What keeps Dennison focused on the mission, and what he thinks most clearly about near the end of May each year, are those who served in the military.

“It’s mostly because of the veterans,” he said, though he himself is not one, and “just general respect for our ancestors, and historical preservation. I think cemeteries have a story to tell.”

The town won a grant from MBNA to clean and restore some of the old cemeteries, and that work is under way.

Emily Quint, president of the Maine Old Cemetery Association, said laws support volunteers such as Dennison when there is a veteran buried in an abandoned cemetery.

But a Catch-22 can prevail as volunteers labor to find out just who is buried in an old cemetery.

Quint, who lives in North Anson, estimates there are hundreds of abandoned cemeteries in Somerset County alone. Her interest in cemeteries followed her interest in genealogy.

Dennison reported having some conflict with a landowner who has denied access to a cemetery on the property.

Such disputes are common, Quint said.

She has conferred with Dennison, and advises that a town committee proceed as diplomatically as possible, because state law allows a private landowner to block public access unless there is a veteran buried in the plot.

“Reason is the best way. If you force it, it can get nasty, with lawsuits,” Quint said.

She also recommends a town get easements to a cemetery if an old farm with a private burial ground is being purchased for residential development.

And a private landowner can choose to do the maintenance on an abandoned cemetery, Quint said.

Still, a landowner blocking access does raise red flags.

“When they say you can’t see it, it makes you suspicious,” she said.

Some of the problems Quint has learned about through the association are loggers stacking headstones in a pile so they can cut trees, landowners digging for artifacts, or treasure hunters combing a plot with a metal detector.

A recent state law allows towns to take ownership of abandoned cemeteries, but that is limited to cemeteries established before 1880 and those in which no one has been buried for 75 years.

Recently, Quint has learned of conflicts over cemeteries adjacent to where Freewill Baptist churches once stood.

The churches no longer maintain the cemeteries, but since there have been burials within the past 75 years, the towns are without recourse.

Among the laws supporting those who would preserve and care for old cemeteries are those that prohibit possession of stones or parts of stones, and prohibit possession of artifacts such as old buttons and markers such as those used to designate GAR and Rebekah members.
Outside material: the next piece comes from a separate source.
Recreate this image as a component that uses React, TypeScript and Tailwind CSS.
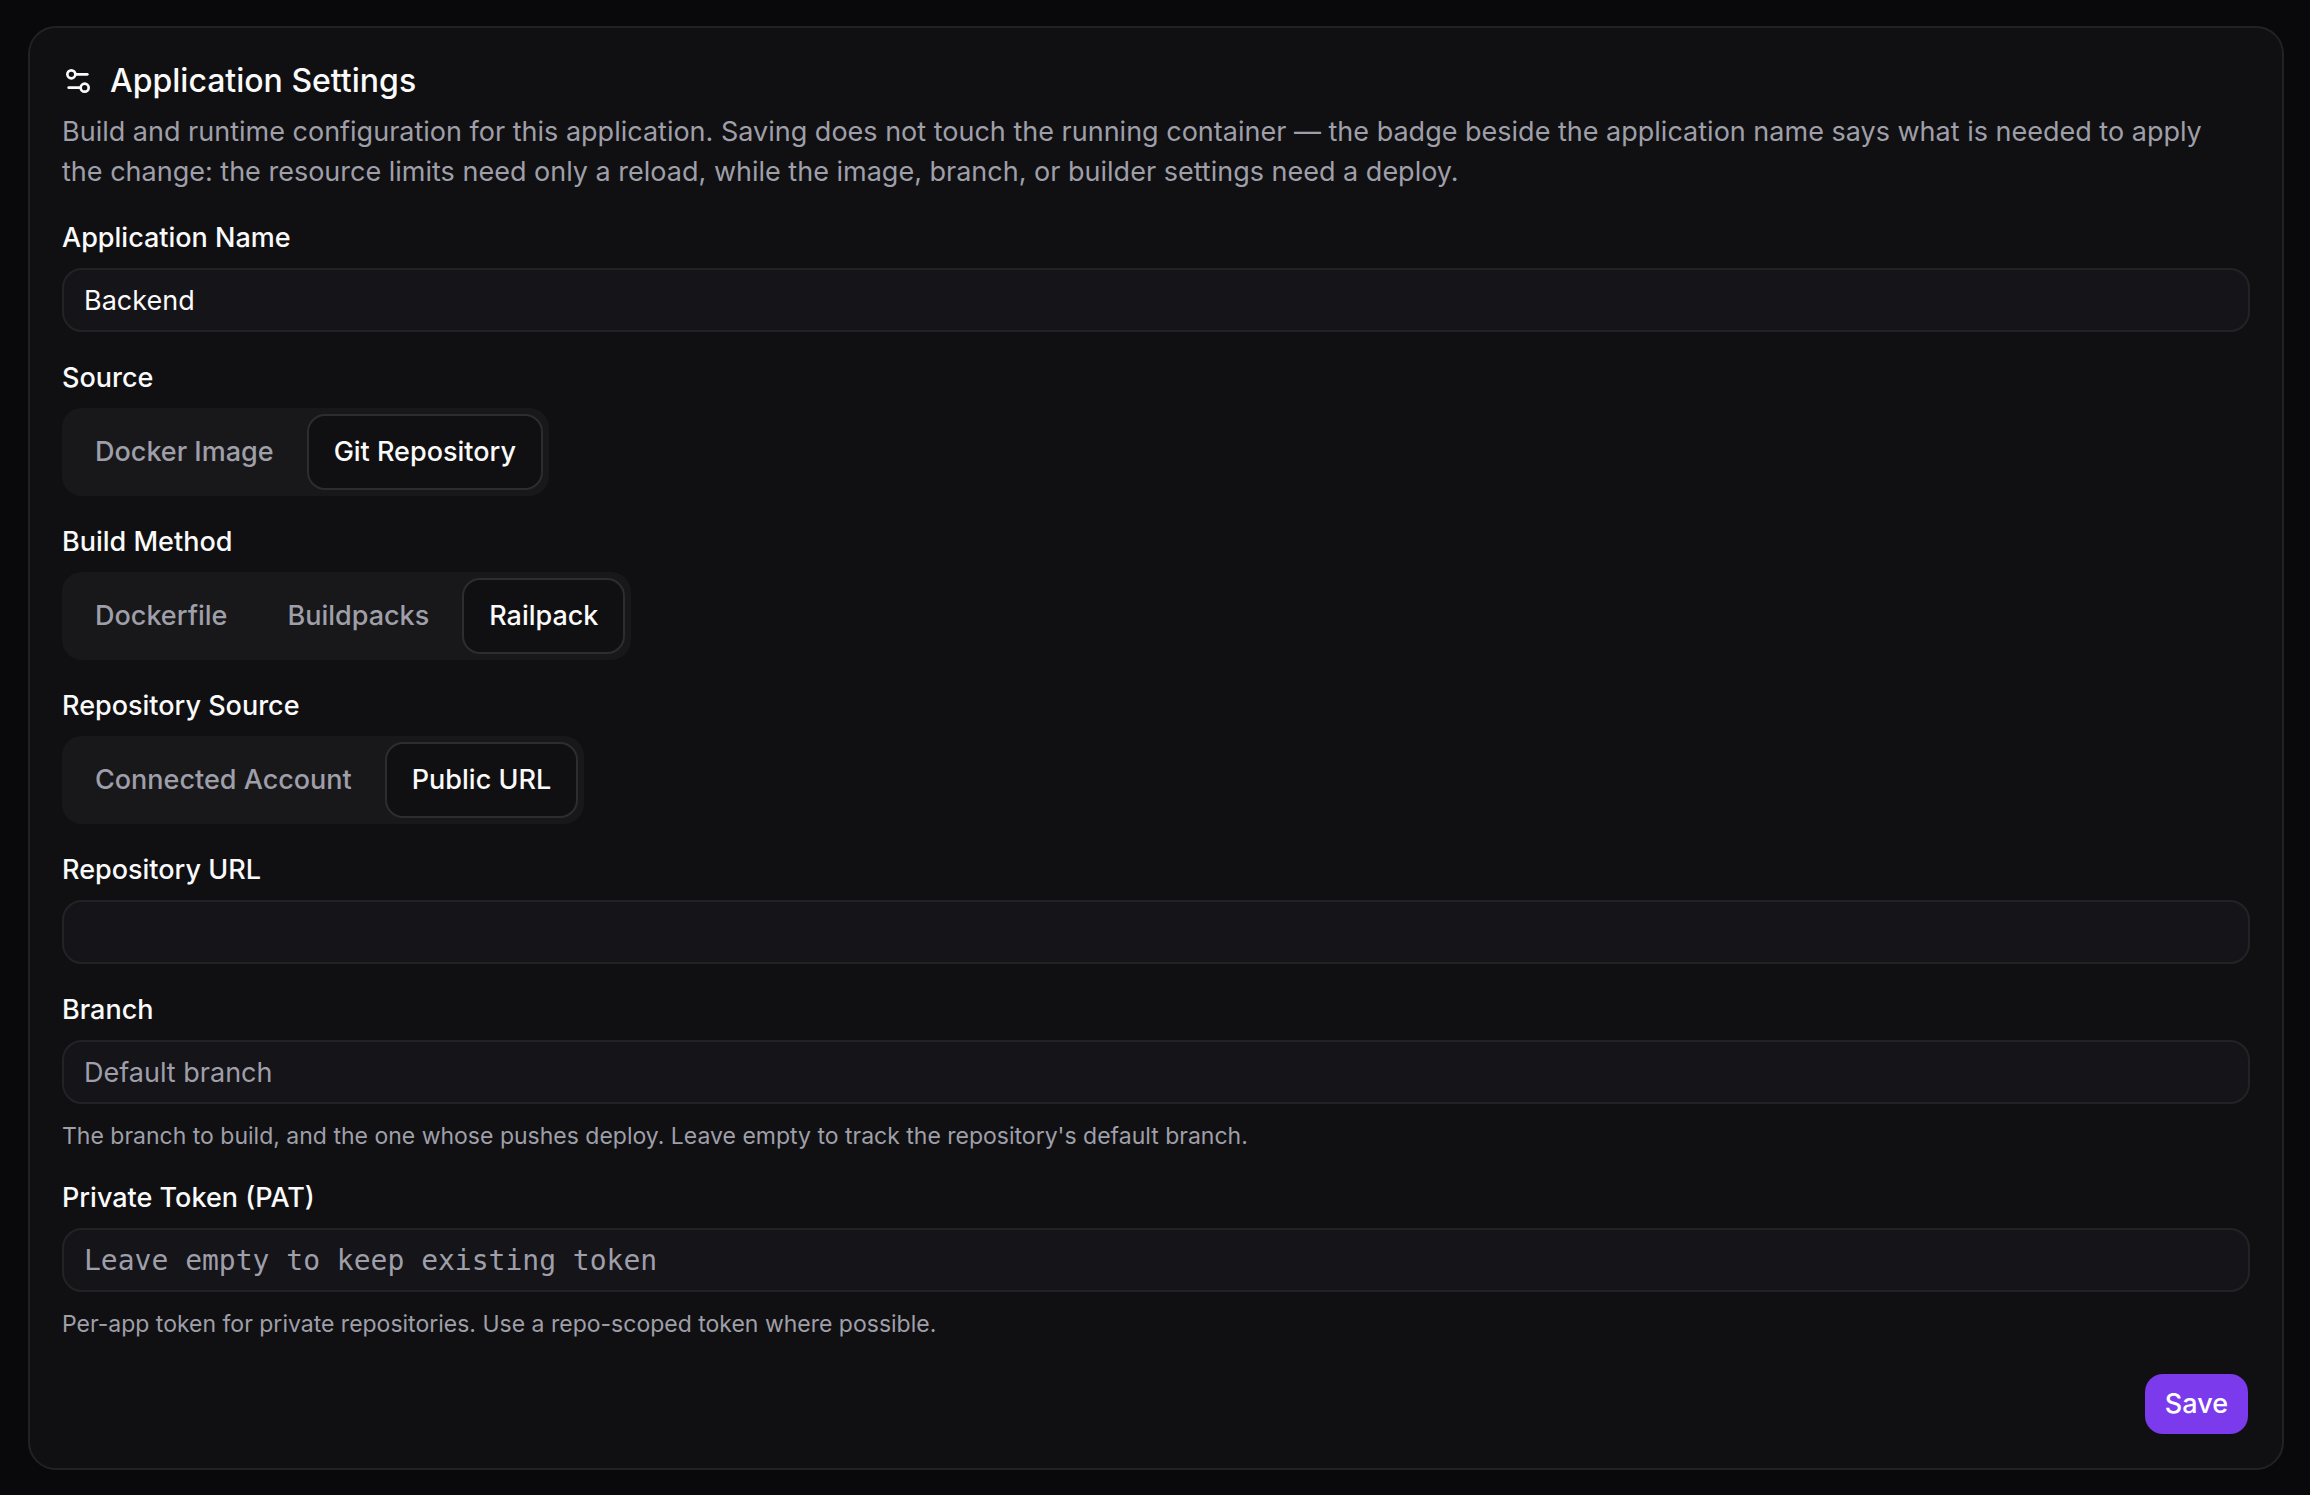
import { useId, useState, type InputHTMLAttributes } from "react";
import { Settings2 } from "lucide-react";

function TextField({
  label,
  help,
  mono = false,
  ...rest
}: { label: string; help?: string; mono?: boolean } & InputHTMLAttributes<HTMLInputElement>) {
  const id = useId();
  return (
    <div className="flex flex-col gap-4">
      <label htmlFor={id} className="self-start text-[27px] leading-7 font-medium">
        {label}
      </label>
      <input
        id={id}
        aria-describedby={help ? id + "-help" : undefined}
        className={
          "h-16 w-full rounded-[20px] border-2 border-[#232327] bg-[#151419] px-5 text-zinc-50 outline-none placeholder:text-[#9f9fa9] focus-visible:border-violet-600 " +
          (mono ? "font-['DejaVu_Sans_Mono',monospace] text-[28px]" : "text-[27px]")
        }
        {...rest}
      />
      {help && (
        <p id={id + "-help"} className="text-[23px] leading-8 text-[#9f9fa9]">
          {help}
        </p>
      )}
    </div>
  );
}

function Segmented({ label, options, initial }: { label: string; options: string[]; initial: string }) {
  const id = useId();
  const [value, setValue] = useState(initial);
  return (
    <div className="flex flex-col items-start gap-4">
      <span id={id} className="text-[27px] leading-7 font-medium">
        {label}
      </span>
      <div role="group" aria-labelledby={id} className="flex gap-1.5 rounded-[20px] bg-[#18181a] p-1.5">
        {options.map((option) => (
          <button
            key={option}
            type="button"
            aria-pressed={option === value}
            onClick={() => setValue(option)}
            className={
              "h-[76px] rounded-[18px] border-2 px-[25px] text-[27px] font-medium whitespace-nowrap " +
              (option === value
                ? "border-[#2c2c33] bg-[#101012] text-zinc-50"
                : "border-transparent text-[#9f9fa9] hover:text-zinc-50")
            }
          >
            {option}
          </button>
        ))}
      </div>
    </div>
  );
}

export default function App() {
  return (
    <main className="min-h-screen bg-[#09090b] pt-[26px] pr-[26px] pb-6 pl-7 font-[Inter,sans-serif] text-zinc-50">
      <form
        onSubmit={(e) => e.preventDefault()}
        className="flex flex-col gap-8 rounded-[28px] border-2 border-[#222224] bg-[#101012] p-8"
      >
        <header className="flex flex-col gap-2.5">
          <h1 className="flex items-center gap-4 text-[32px] leading-[42px] font-medium">
            <Settings2 size={32} aria-hidden="true" />
            Application Settings
          </h1>
          <p className="pr-8 text-[27px] leading-10 text-[#9f9fa9]">
            Build and runtime configuration for this application. Saving does not touch the running container — the
            badge beside the application name says what is needed to apply the change: the resource limits need only a
            reload, while the image, branch, or builder settings need a deploy.
          </p>
        </header>
        <TextField label="Application Name" defaultValue="Backend" />
        <Segmented label="Source" options={["Docker Image", "Git Repository"]} initial="Git Repository" />
        <Segmented label="Build Method" options={["Dockerfile", "Buildpacks", "Railpack"]} initial="Railpack" />
        <Segmented label="Repository Source" options={["Connected Account", "Public URL"]} initial="Public URL" />
        <TextField label="Repository URL" />
        <TextField
          label="Branch"
          placeholder="Default branch"
          help="The branch to build, and the one whose pushes deploy. Leave empty to track the repository's default branch."
        />
        <TextField
          label="Private Token (PAT)"
          placeholder="Leave empty to keep existing token"
          mono
          help="Per-app token for private repositories. Use a repo-scoped token where possible."
        />
        <button
          type="submit"
          className="h-16 self-end rounded-[20px] border-2 border-transparent bg-[#7c3aed] bg-clip-padding px-5 text-[27px] font-medium text-white hover:bg-violet-500"
        >
          Save
        </button>
      </form>
    </main>
  );
}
For information, see the Maine Old Cemetery Association Web site: rootsweb.com/~memoca/moca.htm

Correction: A story published May 29 regarding preservation of abandoned cemeteries stated towns could take ownership of those established before 1880 and those in which no one has been buried for 75 years.
The last Legislature passed an act that provides that municipalities may take over abandoned cemeteries provided no one has been buried in them in the last 40 years and that they have not been maintained for the last 10 years.